─── EXERCISE INPUT ───
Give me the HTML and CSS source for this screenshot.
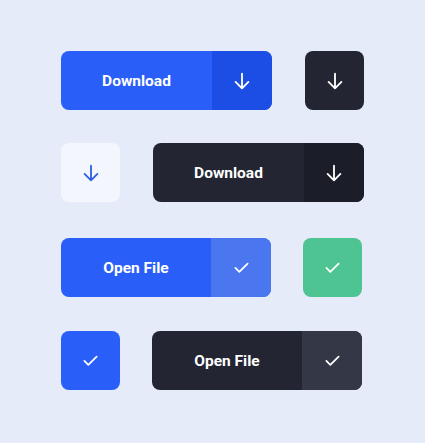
FILE: index.html
```html
<!DOCTYPE html>
<html lang="en">
<head>
  <meta charset="UTF-8" />
  <meta name="viewport" content="width=device-width, initial-scale=1.0"/>
  <title>Buttons</title>
  <link rel="stylesheet" href="styles.css">
</head>
<body>
  <div class="board">
    <div class="row">
      <button class="btn blue">
        <span class="label">Download</span>
        <span class="icon shade">
          <svg viewBox="0 0 24 24"><path d="M12 4v16M5 13l7 7 7-7"/></svg>
        </span>
      </button>
      <button class="square dark">
        <svg viewBox="0 0 24 24"><path d="M12 4v16M5 13l7 7 7-7"/></svg>
      </button>
    </div>

    <div class="row">
      <button class="square light">
        <svg viewBox="0 0 24 24"><path d="M12 4v16M5 13l7 7 7-7"/></svg>
      </button>
      <button class="btn dark">
        <span class="label">Download</span>
        <span class="icon shade">
          <svg viewBox="0 0 24 24"><path d="M12 4v16M5 13l7 7 7-7"/></svg>
        </span>
      </button>
    </div>

    <div class="row narrow third">
      <button class="btn blue">
        <span class="label">Open File</span>
        <span class="icon tint">
          <svg class="check" viewBox="0 0 24 24"><path d="M5 12.5l4.5 4.5L19 7.5"/></svg>
        </span>
      </button>
      <button class="square green">
        <svg class="check" viewBox="0 0 24 24"><path d="M5 12.5l4.5 4.5L19 7.5"/></svg>
      </button>
    </div>

    <div class="row narrow last">
      <button class="square blue">
        <svg class="check" viewBox="0 0 24 24"><path d="M5 12.5l4.5 4.5L19 7.5"/></svg>
      </button>
      <button class="btn dark">
        <span class="label">Open File</span>
        <span class="icon tint">
          <svg class="check" viewBox="0 0 24 24"><path d="M5 12.5l4.5 4.5L19 7.5"/></svg>
        </span>
      </button>
    </div>
  </div>
</body>
</html>
```

FILE: styles.css
```css
body {
  background: #e6ebf9;
  margin: 0;
  font-family: Roboto, "Liberation Sans", sans-serif;
}
.board {
  width: 303px;
  padding: 51px 0 0 61px;
  display: flex;
  flex-direction: column;
  gap: 33px;
}
.row {
  display: flex;
  justify-content: space-between;
  align-items: center;
}
.row.narrow {
  width: 301px;
}
.row.third {
  margin-top: 3px;
}
.row.last {
  margin-top: 1px;
}
button {
  border: none;
  padding: 0;
  font: inherit;
  cursor: pointer;
  color: #fff;
}
svg {
  width: 22px;
  height: 22px;
  fill: none;
  stroke: currentColor;
  stroke-width: 2;
  stroke-linecap: round;
  stroke-linejoin: round;
}
svg.check {
  width: 21px;
  height: 21px;
}
.btn {
  width: 211px;
  height: 59px;
  border-radius: 8px;
  overflow: hidden;
  display: flex;
}
.narrow .btn {
  width: 210px;
}
.btn .label {
  flex: 1;
  display: flex;
  justify-content: center;
  align-items: center;
  font-size: 15.5px;
  font-weight: 700;
}
.btn .icon {
  width: 60px;
  display: flex;
  justify-content: center;
  align-items: center;
}
.square {
  width: 59px;
  height: 59px;
  border-radius: 8px;
  display: flex;
  justify-content: center;
  align-items: center;
}
.blue { background: #2a5ef8; }
.blue .shade { background: #1c4ee6; }
.blue .tint { background: #4a77ef; }
.dark { background: #232533; }
.dark .shade { background: #1b1d28; }
.dark .tint { background: #343746; }
.light { background: #f3f6fd; color: #2d5fe6; }
.green { background: #4fc493; }
```
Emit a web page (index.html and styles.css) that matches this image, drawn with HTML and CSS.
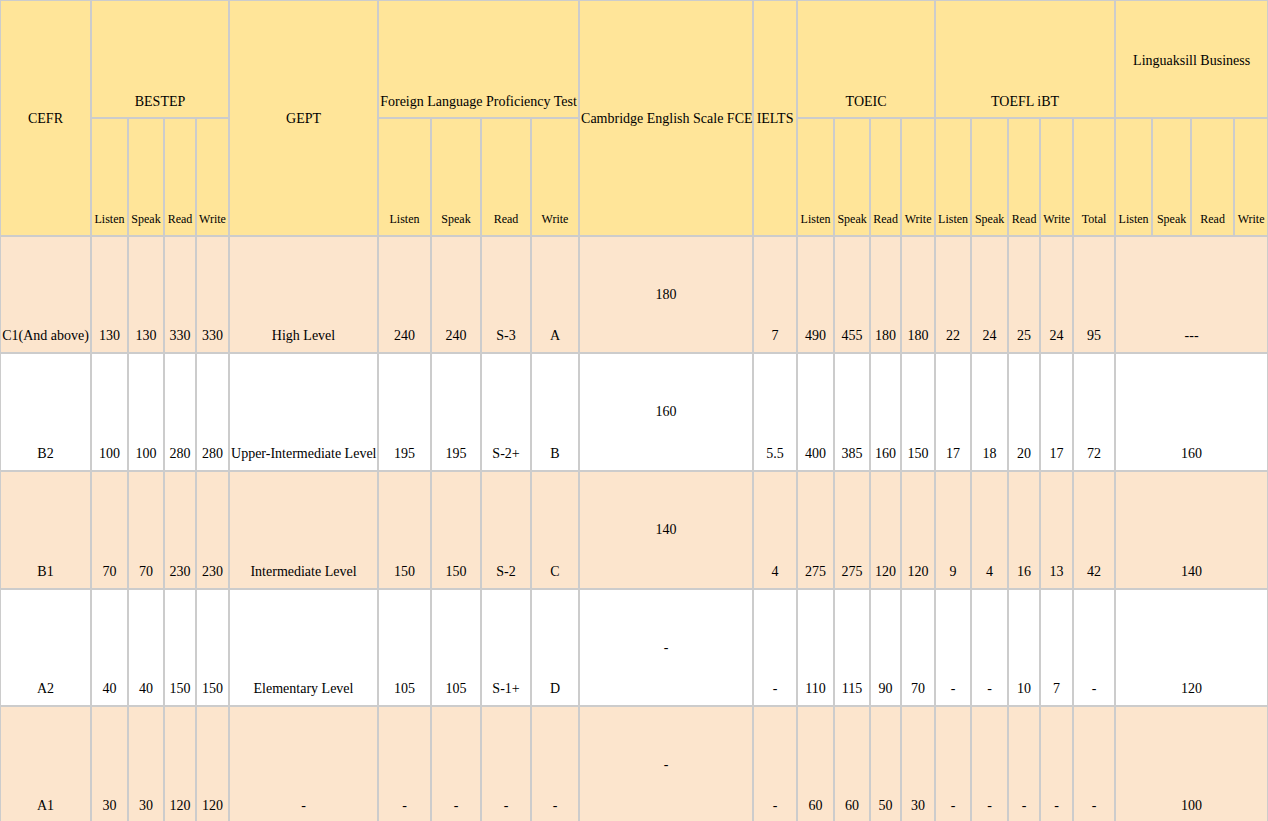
FILE: index.html
```html
<!DOCTYPE html>
<html>
<head>
<meta charset="utf-8">
<title>CEFR Comparison</title>
<link rel="stylesheet" href="styles.css">
</head>
<body>
<table class="grid">
  <colgroup>
    <col class="w91"><col class="w37"><col class="w36"><col class="w32"><col class="w33">
    <col class="w149"><col class="w53"><col class="w50"><col class="w50"><col class="w48">
    <col class="w174"><col class="w44">
    <col class="w37"><col class="w36"><col class="w31"><col class="w34">
    <col class="w36"><col class="w37"><col class="w32"><col class="w33"><col class="w42">
    <col class="w37"><col class="w39"><col class="w43"><col class="w34">
  </colgroup>
  <thead>
    <tr class="head top">
      <th rowspan="2" class="mid span2">CEFR</th>
      <th colspan="4">BESTEP</th>
      <th rowspan="2" class="mid span2">GEPT</th>
      <th colspan="4">Foreign Language Proficiency Test</th>
      <th rowspan="2" class="mid span2">Cambridge English Scale FCE</th>
      <th rowspan="2" class="mid span2">IELTS</th>
      <th colspan="4">TOEIC</th>
      <th colspan="5">TOEFL iBT</th>
      <th colspan="4" class="mid single">Linguaksill Business</th>
    </tr>
    <tr class="head sub">
      <th>Listen</th><th>Speak</th><th>Read</th><th>Write</th>
      <th>Listen</th><th>Speak</th><th>Read</th><th>Write</th>
      <th>Listen</th><th>Speak</th><th>Read</th><th>Write</th>
      <th>Listen</th><th>Speak</th><th>Read</th><th>Write</th><th>Total</th>
      <th>Listen</th><th>Speak</th><th>Read</th><th>Write</th>
    </tr>
  </thead>
  <tbody>
    <tr class="peach r117">
      <td>C1(And above)</td><td>130</td><td>130</td><td>330</td><td>330</td>
      <td>High Level</td><td>240</td><td>240</td><td>S-3</td><td>A</td>
      <td class="mid">180</td><td>7</td>
      <td>490</td><td>455</td><td>180</td><td>180</td>
      <td>22</td><td>24</td><td>25</td><td>24</td><td>95</td>
      <td colspan="4">---</td>
    </tr>
    <tr class="white r118">
      <td>B2</td><td>100</td><td>100</td><td>280</td><td>280</td>
      <td>Upper-Intermediate Level</td><td>195</td><td>195</td><td>S-2+</td><td>B</td>
      <td class="mid">160</td><td>5.5</td>
      <td>400</td><td>385</td><td>160</td><td>150</td>
      <td>17</td><td>18</td><td>20</td><td>17</td><td>72</td>
      <td colspan="4">160</td>
    </tr>
    <tr class="peach r118">
      <td>B1</td><td>70</td><td>70</td><td>230</td><td>230</td>
      <td>Intermediate Level</td><td>150</td><td>150</td><td>S-2</td><td>C</td>
      <td class="mid">140</td><td>4</td>
      <td>275</td><td>275</td><td>120</td><td>120</td>
      <td>9</td><td>4</td><td>16</td><td>13</td><td>42</td>
      <td colspan="4">140</td>
    </tr>
    <tr class="white r117">
      <td>A2</td><td>40</td><td>40</td><td>150</td><td>150</td>
      <td>Elementary Level</td><td>105</td><td>105</td><td>S-1+</td><td>D</td>
      <td class="mid">-</td><td>-</td>
      <td>110</td><td>115</td><td>90</td><td>70</td>
      <td>-</td><td>-</td><td>10</td><td>7</td><td>-</td>
      <td colspan="4">120</td>
    </tr>
    <tr class="peach r117">
      <td>A1</td><td>30</td><td>30</td><td>120</td><td>120</td>
      <td>-</td><td>-</td><td>-</td><td>-</td><td>-</td>
      <td class="mid">-</td><td>-</td>
      <td>60</td><td>60</td><td>50</td><td>30</td>
      <td>-</td><td>-</td><td>-</td><td>-</td><td>-</td>
      <td colspan="4">100</td>
    </tr>
  </tbody>
</table>
</body>
</html>
```
FILE: styles.css
```css
html, body {
  margin: 0;
  padding: 0;
  background: #ffffff;
}

body {
  font-family: "Liberation Serif", "Times New Roman", "Tinos", serif;
  font-size: 14px;
  color: #000000;
}

.grid {
  table-layout: fixed;
  width: 1268px;
  border-collapse: separate;
  border-spacing: 0;
  font-family: "Liberation Serif", "Times New Roman", serif;
}

.grid th,
.grid td {
  border: 1px solid #cccccc;
  padding: 0 1px 7px 1px;
  font-family: "Liberation Serif", "Times New Roman", serif;
  font-weight: normal;
  text-align: center;
  vertical-align: bottom;
  line-height: 18px;
  white-space: nowrap;
  overflow: visible;
}

.grid .mid {
  vertical-align: middle;
  padding-bottom: 0;
}

.grid .span2 {
  padding-top: 2px;
}

.grid .single {
  padding-top: 4px;
}

.head th {
  background: #ffe599;
}

.head {
  height: 118px;
}

.top th {
  padding-bottom: 6px;
}

.sub th {
  font-size: 12px;
}

.peach td {
  background: #fce5cd;
}

.white td {
  background: #ffffff;
}

.r117 {
  height: 117px;
}

.r118 {
  height: 118px;
}

.w31 { width: 31px; }
.w32 { width: 32px; }
.w33 { width: 33px; }
.w34 { width: 34px; }
.w36 { width: 36px; }
.w37 { width: 37px; }
.w39 { width: 39px; }
.w42 { width: 42px; }
.w43 { width: 43px; }
.w44 { width: 44px; }
.w48 { width: 48px; }
.w50 { width: 50px; }
.w53 { width: 53px; }
.w91 { width: 91px; }
.w149 { width: 149px; }
.w174 { width: 174px; }
```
───
= EXERCISE OBJECTIVE =
From the data above, copy each line where the string "styles" appears.

= RESPONSE =
  <link rel="stylesheet" href="styles.css">
FILE: styles.css
Emit a web page (index.html and styles.css) that matches this image, drawn with HTML and CSS.
<link rel="stylesheet" href="styles.css">
FILE: styles.css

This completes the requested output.